Reducing greenhouse gas emissions in San Diego means getting people out of their cars, and that’s already happening in modest ways. Emily Green, whom I met at the Old Town trolley station, said she typically drives to her job in Little Italy.
"But since gas prices have increased so much I try to take the trolley at least once a week from La Mesa to Little Italy which, including the transfer, is about an hour-long ride," she said.
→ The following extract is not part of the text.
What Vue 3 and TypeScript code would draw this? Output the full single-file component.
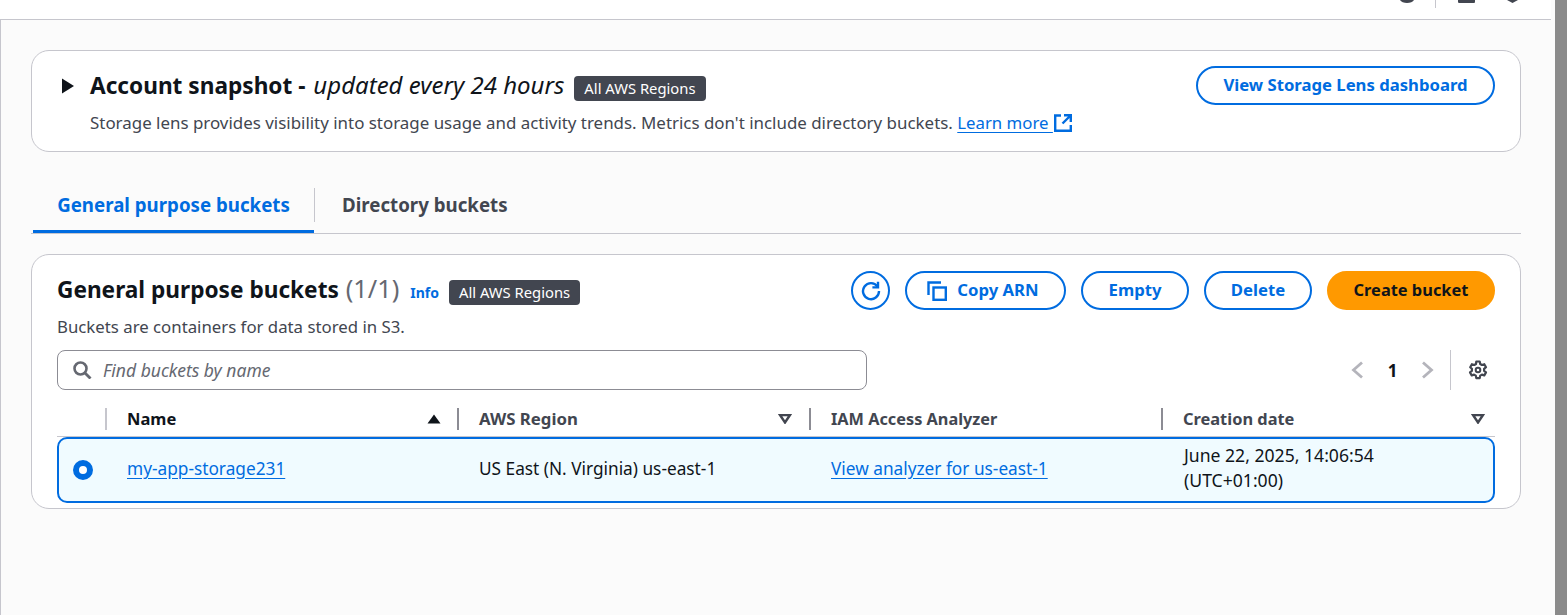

California has passed legislation to persuade more people to choose transit. Today SANDAG, the San Diego Association of Governments, approved a draft document it hopes will move local citizens in that direction and keep us in compliance with state law. Critics, meanwhile, wonder whether San Diego’s plan is little more than window dressing, given the dramatic greenhouse-gas reductions we need to address global warming.
Gary Gallegos, the executive director of SANDAG, spoke with me recently in his downtown office, which is filled with western memorabilia. Perched next to his desk is the saddle on which he learned to ride a horse. Though he’s become San Diego’s preeminent urban planner, Gallegos grew up on ranches along the Colorado-New Mexico border.
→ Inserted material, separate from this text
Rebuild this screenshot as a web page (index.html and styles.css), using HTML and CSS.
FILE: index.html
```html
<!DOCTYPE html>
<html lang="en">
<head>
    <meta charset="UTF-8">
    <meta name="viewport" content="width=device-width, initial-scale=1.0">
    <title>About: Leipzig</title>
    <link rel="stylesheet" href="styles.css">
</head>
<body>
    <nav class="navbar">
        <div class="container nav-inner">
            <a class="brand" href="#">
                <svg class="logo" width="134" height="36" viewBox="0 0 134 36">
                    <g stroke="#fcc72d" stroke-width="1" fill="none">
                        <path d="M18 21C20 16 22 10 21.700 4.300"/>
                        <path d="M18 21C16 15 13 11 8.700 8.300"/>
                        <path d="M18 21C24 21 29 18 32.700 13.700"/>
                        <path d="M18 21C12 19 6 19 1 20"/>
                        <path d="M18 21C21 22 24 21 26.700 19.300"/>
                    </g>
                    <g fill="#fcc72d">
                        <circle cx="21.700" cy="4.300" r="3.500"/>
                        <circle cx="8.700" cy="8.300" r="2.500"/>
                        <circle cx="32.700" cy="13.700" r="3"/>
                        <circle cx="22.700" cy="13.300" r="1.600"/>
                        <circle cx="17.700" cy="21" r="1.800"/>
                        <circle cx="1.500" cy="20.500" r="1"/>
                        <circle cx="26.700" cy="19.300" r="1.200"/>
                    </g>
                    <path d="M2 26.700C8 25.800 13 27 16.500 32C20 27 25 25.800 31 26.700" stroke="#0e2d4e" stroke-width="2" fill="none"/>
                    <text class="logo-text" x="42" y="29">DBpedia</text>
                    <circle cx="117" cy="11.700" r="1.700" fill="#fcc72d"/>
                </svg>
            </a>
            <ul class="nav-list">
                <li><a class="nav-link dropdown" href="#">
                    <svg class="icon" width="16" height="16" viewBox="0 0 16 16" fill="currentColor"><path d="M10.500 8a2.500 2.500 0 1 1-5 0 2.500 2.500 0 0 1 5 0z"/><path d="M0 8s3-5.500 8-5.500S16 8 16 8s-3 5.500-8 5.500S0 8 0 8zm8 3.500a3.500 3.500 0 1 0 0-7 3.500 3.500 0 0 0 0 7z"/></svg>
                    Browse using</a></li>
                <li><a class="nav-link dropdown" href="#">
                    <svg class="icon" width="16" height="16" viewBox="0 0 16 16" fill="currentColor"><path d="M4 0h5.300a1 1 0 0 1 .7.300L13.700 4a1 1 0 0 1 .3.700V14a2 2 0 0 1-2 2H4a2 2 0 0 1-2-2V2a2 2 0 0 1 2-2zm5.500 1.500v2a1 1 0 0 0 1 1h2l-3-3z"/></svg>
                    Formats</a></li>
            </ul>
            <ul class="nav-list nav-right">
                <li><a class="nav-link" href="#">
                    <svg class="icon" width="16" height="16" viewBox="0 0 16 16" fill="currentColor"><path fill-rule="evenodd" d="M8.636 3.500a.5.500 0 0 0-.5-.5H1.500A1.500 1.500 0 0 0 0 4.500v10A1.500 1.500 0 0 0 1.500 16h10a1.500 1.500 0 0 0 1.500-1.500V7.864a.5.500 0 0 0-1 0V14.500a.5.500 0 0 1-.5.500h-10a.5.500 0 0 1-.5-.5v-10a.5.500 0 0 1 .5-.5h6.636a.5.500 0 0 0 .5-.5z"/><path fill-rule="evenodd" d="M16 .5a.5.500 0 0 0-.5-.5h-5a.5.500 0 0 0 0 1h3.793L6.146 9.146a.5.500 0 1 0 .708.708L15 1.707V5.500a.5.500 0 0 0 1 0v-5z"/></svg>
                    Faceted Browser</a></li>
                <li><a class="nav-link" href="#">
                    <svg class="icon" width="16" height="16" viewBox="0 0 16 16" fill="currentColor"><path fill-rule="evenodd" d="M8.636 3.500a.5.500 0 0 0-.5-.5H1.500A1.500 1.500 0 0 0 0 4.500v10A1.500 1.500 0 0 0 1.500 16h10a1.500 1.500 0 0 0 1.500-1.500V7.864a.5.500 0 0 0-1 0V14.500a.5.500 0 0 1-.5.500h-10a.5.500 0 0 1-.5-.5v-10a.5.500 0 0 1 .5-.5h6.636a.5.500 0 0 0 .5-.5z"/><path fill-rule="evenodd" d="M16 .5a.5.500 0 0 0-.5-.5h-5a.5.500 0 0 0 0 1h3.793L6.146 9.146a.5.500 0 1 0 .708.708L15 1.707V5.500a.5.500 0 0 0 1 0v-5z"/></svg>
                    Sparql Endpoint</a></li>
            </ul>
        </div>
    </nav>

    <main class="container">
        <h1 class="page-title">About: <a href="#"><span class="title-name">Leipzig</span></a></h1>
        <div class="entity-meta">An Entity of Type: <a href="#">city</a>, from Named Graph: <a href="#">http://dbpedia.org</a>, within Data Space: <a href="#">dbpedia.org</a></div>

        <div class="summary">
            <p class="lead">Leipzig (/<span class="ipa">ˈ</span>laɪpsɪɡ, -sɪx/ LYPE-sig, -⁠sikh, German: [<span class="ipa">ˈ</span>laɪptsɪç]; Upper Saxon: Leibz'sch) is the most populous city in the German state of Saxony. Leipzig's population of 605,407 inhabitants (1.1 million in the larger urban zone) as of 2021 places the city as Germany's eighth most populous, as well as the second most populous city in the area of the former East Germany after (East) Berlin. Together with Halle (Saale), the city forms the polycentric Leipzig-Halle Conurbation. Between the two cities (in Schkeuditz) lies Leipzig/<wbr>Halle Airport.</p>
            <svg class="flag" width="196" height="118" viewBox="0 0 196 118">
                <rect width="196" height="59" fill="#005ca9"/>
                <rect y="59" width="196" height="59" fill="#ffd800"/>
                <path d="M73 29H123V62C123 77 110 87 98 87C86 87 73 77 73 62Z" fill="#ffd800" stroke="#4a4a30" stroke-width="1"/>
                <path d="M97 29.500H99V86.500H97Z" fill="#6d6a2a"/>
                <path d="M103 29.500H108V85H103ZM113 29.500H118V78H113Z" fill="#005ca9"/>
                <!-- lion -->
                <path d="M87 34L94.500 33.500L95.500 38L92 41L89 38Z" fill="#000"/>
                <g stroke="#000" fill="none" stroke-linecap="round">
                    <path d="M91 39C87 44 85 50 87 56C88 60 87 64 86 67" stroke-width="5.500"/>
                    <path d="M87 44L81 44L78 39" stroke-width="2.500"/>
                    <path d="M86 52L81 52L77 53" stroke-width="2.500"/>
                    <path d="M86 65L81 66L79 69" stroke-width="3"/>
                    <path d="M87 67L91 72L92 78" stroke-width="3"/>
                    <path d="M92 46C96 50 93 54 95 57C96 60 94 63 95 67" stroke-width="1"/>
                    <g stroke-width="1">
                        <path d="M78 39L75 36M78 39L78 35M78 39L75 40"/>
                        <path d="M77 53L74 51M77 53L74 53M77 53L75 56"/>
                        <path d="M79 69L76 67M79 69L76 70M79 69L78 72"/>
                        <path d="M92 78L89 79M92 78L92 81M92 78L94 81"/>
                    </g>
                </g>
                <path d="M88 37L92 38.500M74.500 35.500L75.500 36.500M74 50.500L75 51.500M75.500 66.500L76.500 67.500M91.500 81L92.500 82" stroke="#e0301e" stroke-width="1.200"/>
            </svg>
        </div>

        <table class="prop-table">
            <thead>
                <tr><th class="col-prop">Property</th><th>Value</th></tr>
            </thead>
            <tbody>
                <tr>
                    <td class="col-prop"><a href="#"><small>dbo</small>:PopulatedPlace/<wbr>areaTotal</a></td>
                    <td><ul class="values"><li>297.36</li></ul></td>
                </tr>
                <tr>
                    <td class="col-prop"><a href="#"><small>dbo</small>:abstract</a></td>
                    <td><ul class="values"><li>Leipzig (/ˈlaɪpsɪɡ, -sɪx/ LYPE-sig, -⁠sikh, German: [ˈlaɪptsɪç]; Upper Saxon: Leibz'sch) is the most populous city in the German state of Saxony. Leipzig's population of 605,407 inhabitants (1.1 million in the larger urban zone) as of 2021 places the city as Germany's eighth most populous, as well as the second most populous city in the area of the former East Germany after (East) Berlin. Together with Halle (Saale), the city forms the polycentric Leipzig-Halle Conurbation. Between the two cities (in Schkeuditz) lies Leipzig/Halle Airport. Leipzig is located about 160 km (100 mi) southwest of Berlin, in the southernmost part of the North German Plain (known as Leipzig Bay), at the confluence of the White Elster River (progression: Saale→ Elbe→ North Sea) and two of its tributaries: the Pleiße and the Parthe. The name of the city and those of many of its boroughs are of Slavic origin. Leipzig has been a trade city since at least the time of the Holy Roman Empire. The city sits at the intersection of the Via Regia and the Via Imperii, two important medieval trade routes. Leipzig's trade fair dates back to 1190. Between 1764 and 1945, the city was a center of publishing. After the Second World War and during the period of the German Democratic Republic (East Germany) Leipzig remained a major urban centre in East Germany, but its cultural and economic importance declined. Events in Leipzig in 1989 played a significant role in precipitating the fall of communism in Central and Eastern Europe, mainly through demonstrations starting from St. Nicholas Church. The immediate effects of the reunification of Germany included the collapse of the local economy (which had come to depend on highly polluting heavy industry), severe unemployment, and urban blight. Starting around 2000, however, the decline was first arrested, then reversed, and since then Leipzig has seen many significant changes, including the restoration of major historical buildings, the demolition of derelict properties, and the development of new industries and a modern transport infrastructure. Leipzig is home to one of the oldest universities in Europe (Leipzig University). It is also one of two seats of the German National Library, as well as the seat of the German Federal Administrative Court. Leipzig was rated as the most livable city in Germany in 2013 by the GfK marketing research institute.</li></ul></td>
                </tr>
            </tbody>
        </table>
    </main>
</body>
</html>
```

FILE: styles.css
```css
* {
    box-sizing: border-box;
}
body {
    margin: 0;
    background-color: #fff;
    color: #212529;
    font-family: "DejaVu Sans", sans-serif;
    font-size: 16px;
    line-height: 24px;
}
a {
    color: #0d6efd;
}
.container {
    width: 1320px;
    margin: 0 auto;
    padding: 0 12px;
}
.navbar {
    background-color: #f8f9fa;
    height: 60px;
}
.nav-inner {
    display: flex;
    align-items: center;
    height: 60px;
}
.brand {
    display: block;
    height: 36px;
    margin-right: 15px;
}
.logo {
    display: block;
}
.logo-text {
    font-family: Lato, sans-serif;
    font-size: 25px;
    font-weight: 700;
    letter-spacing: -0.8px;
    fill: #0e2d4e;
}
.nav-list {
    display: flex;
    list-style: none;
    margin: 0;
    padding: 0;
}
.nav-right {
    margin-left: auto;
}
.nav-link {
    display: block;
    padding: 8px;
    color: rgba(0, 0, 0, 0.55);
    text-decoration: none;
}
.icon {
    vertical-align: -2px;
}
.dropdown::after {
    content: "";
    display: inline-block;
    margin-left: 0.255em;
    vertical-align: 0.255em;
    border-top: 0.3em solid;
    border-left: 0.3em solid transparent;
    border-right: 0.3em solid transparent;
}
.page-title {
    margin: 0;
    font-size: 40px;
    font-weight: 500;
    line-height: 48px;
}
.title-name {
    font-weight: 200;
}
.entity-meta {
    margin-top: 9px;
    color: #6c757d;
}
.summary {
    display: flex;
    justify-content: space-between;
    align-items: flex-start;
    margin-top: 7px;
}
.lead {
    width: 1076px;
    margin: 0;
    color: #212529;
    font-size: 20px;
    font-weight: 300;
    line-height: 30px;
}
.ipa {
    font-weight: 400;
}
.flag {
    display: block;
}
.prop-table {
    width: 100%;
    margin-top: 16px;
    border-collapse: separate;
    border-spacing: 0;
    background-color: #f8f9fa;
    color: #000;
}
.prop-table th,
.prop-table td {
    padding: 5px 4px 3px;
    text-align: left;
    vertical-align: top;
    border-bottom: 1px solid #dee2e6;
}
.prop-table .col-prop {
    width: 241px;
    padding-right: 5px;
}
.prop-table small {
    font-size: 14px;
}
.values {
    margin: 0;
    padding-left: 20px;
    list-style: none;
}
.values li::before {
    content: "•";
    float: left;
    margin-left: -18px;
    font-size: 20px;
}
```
The draft document adopted by the SANDAG board is a Regional Transportation Plan that would spend $196 billion on transportation projects in San Diego between now and 2050. It includes a chapter called the Sustainable Community Strategy to reduce greenhouse gases through urban planning and creation of mass transit.
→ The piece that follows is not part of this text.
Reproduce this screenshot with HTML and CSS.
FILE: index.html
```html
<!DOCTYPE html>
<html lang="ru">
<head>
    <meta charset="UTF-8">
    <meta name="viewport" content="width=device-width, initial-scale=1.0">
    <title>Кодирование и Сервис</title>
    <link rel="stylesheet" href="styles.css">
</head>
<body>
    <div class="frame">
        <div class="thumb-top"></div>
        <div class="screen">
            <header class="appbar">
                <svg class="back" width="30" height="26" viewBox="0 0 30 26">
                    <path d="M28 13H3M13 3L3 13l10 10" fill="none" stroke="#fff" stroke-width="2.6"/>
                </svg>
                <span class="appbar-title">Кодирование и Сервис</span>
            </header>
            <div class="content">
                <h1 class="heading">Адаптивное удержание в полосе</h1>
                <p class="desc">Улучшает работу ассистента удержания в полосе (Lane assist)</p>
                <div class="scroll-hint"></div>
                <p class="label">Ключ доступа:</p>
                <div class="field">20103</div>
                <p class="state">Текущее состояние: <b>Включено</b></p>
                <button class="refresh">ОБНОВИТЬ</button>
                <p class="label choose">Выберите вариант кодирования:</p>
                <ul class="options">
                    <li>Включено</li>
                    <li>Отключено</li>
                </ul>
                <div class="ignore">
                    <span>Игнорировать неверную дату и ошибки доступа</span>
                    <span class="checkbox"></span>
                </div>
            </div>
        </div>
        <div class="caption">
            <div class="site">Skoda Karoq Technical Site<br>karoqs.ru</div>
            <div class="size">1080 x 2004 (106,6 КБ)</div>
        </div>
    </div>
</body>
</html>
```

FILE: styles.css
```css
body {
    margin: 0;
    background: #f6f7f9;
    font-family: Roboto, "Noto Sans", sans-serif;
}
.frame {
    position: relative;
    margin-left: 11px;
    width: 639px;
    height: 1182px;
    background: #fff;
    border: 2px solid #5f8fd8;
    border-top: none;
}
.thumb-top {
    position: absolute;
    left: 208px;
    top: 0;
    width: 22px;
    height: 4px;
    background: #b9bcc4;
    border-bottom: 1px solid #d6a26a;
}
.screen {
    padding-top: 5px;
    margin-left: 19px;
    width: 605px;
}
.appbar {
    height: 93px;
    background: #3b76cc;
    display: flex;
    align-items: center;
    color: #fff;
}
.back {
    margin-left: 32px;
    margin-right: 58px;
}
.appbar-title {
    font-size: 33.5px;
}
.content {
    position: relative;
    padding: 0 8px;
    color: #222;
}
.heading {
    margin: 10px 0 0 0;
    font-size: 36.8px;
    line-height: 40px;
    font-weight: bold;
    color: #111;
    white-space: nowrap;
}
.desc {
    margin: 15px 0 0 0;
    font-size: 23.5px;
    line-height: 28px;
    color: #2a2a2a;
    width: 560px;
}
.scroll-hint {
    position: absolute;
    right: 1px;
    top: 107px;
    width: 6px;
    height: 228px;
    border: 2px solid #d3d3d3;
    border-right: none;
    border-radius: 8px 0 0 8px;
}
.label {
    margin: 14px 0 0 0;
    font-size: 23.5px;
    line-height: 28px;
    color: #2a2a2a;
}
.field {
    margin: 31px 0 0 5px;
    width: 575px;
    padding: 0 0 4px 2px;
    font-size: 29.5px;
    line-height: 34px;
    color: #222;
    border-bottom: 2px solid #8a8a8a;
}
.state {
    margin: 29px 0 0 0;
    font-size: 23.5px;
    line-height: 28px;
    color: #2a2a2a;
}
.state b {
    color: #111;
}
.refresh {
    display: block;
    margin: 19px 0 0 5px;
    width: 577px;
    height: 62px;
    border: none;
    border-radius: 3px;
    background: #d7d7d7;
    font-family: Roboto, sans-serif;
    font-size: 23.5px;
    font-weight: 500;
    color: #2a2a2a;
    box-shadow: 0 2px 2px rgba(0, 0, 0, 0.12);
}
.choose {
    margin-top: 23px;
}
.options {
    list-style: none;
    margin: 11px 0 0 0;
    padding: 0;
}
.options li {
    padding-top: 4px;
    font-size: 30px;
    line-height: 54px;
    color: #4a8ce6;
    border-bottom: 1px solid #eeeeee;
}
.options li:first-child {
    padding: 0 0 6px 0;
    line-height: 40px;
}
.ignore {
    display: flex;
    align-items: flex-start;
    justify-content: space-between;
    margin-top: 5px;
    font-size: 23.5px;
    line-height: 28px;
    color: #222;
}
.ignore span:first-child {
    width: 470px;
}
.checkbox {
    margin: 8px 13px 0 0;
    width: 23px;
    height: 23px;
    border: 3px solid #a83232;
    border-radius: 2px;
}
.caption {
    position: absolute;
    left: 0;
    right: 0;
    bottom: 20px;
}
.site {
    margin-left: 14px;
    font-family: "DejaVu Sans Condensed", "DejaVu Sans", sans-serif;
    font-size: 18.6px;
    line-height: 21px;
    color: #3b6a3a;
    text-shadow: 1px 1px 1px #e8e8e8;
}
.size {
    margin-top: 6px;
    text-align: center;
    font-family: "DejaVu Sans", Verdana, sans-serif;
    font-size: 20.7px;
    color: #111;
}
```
Gallegos said San Diego is on the right track.
"Many of the things that San Diegans have already been doing are going to help us to achieve the target that's been given to us by the California Air Resources Board," he said.
That target comes from a piece of legislation called SB 375. It says that San Diego must reduce greenhouse gas emissions of cars and light trucks by 7 percent by 2020, and 13 percent by 2035. I asked Gallegos to give me an example of what’s being done to meet those goals and he said San Diego is becoming a denser, less-sprawling community. He said, for instance, that 20 years ago about 80 percent of homes being developed or planned were single-family, and only 20 percent were apartments and condos.
"Those numbers have flipped on us,” said Gallegos. “Today 80 percent of the homes being built and being planned for the future are multifamily housing.”
And then there’s the tremendous amount of money dedicated to buses and trolleys in SANDAG’s Regional Transportation Plan. Close to one-quarter of the total amount is dedicated to new mass-transit projects. That means double tracking the Coaster commuter train and creating several new trolley lines, for example.
But there are some problems with any rosy scenario of vehicle-mile reductions in our future. While lots of money is planned for San Diego transit projects, those won't be completed until freeways expansions take place ... notably the infamous plan to widen I-5 by six lanes.
Elyse Lowe is the director of Move San Diego, and she said getting people out of their cars won't be easy if you're taking steps to reduce traffic congestion.
"If you put a lot of money into your freeways and make it easier to drive,” she said, “and then do transit and think people are going to choose that, you've really dis-incentivized your transit system."
Here’s another point: The law that mandates greenhouse reductions, SB 375, is not very demanding. The average motorist would only have to drive two fewer miles a day to meet its 2020 standards. The law also doesn't call for absolute reductions in emissions, only per-capita reductions. That means rising populations would wipe out any actual progress.
In fact, an analysis by the Energy Policy Initiatives Center (EPIC) at the University of San Diego predicts greenhouse emissions from private vehicles will continue to rise between now and 2035, only at a slower rate.
Finally, SB 375 isn't much of a mandate because it has no enforcement mechanism. San Diego won't lose any state funds if it doesn't meet the standards. Nilmini Silva-Send, a policy analyst at EPIC, said recent times have shown us there’s only one sure-fire way to get Americans to drive less.
"You can get reductions in greenhouse gas emissions by increasing the price of gasoline,” she said. “So the question is: Are the targets we're setting at the regional level somehow comparable to a rise in the price of gasoline?"
There is one other thing that reduces greenhouse emissions -- hard times. Greenhouse emissions have dropped since 2007 because of the recession. Nobody wishes for bad times.
But climatologists at Scripps Institution of Oceanography tell us emissions must peak and start to decline within this decade if we expect to stabilize greenhouse gases in the atmosphere and limit environmental damage. That’s a long, hard road that will not be traveled by the modest goals of California state law.